The boys and I went to a small Halloween party tonight at my good friend's house. She had bought some pumpkins for the kids to carve and made some chili and cheese quesadillas for us all to eat. On the way over, Henry decided that his planned costume, a bank robber, was "boring." He decided that he wanted to dress like a girl, instead. We debated whether he'd wear a dress or a skirt and decided a dress. Then we went back and forth on hair style and decided no wig, just barettes in the hair he has. I can't wait to see his wide, freckled boy face with a girly hairdo on Friday.

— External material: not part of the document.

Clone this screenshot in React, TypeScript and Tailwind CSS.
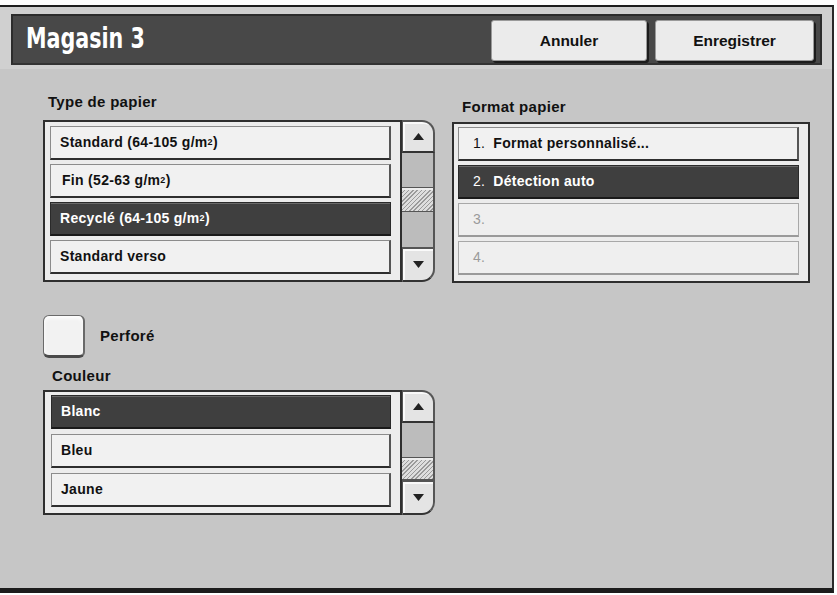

Oliver, on the other hand, has known for weeks that he wants to be a SWAT officer. He's always had a propensity for law enforcement and the military, a fascination and at the same time unbridled fear of the police. In fact, he has always been a challenging kid, sassy when he shouldn't be, outrageous, sometimes, in defiance, but whenever I threatened "juvy jail," he would literally scream (for real) in protest. He doesn't like to be teased about juvy jail. In my worst mom moments I imagine him in jail at some point, telling a friend he had this wild fear of juvenile jail as a small child; do you think it was a premonition?
But he picked out his costume from some cheesy catalog and it came, wrapped in plastic a few weeks ago. Even though I warned him that he should wait until Halloween, he opened it and tried it on. He strapped on the belt that holds the guns, the billy stick and walkie-talkie and walked around the house and up and down the sidewalk. I have to admit that he looked menacing -- a cross between a sweet on-the-short-side seven year old in too-small penny loafers (they were the only black shoes he had) and a member of the Village People (remember that band?). He wore his costume tonight to the party and carved a pretty great pumpkin.
The food was delicious and the company great. When I got home, I put Sophie to bed and started reading on the computer. I was interrupted suddenly, though, by the sound of her having a seizure. The gasp and groan that becomes a yell. By the time I got to her bed, it had already subsided so I just wiped her face and sat with her for a few minutes.
This is ordinary too. Or is it?
And then a friend sent me a copy of a poem.
The Patience of Ordinary Things
by Pat Schneider
It is a kind of love, is it not?
How the cup holds the tea,
How the chair stands sturdy and foursquare,
How the floor receives the bottoms of shoes
Or toes. How soles of feet know
Where they're supposed to be.
I've been thinking about the patience
Of ordinary things, how clothes
Wait respectfully in closets
And soap dries quietly in the dish,
And towels drink the wet
From the skin of the back.
And the lovely repetition of stairs.
And what is more generous than a window?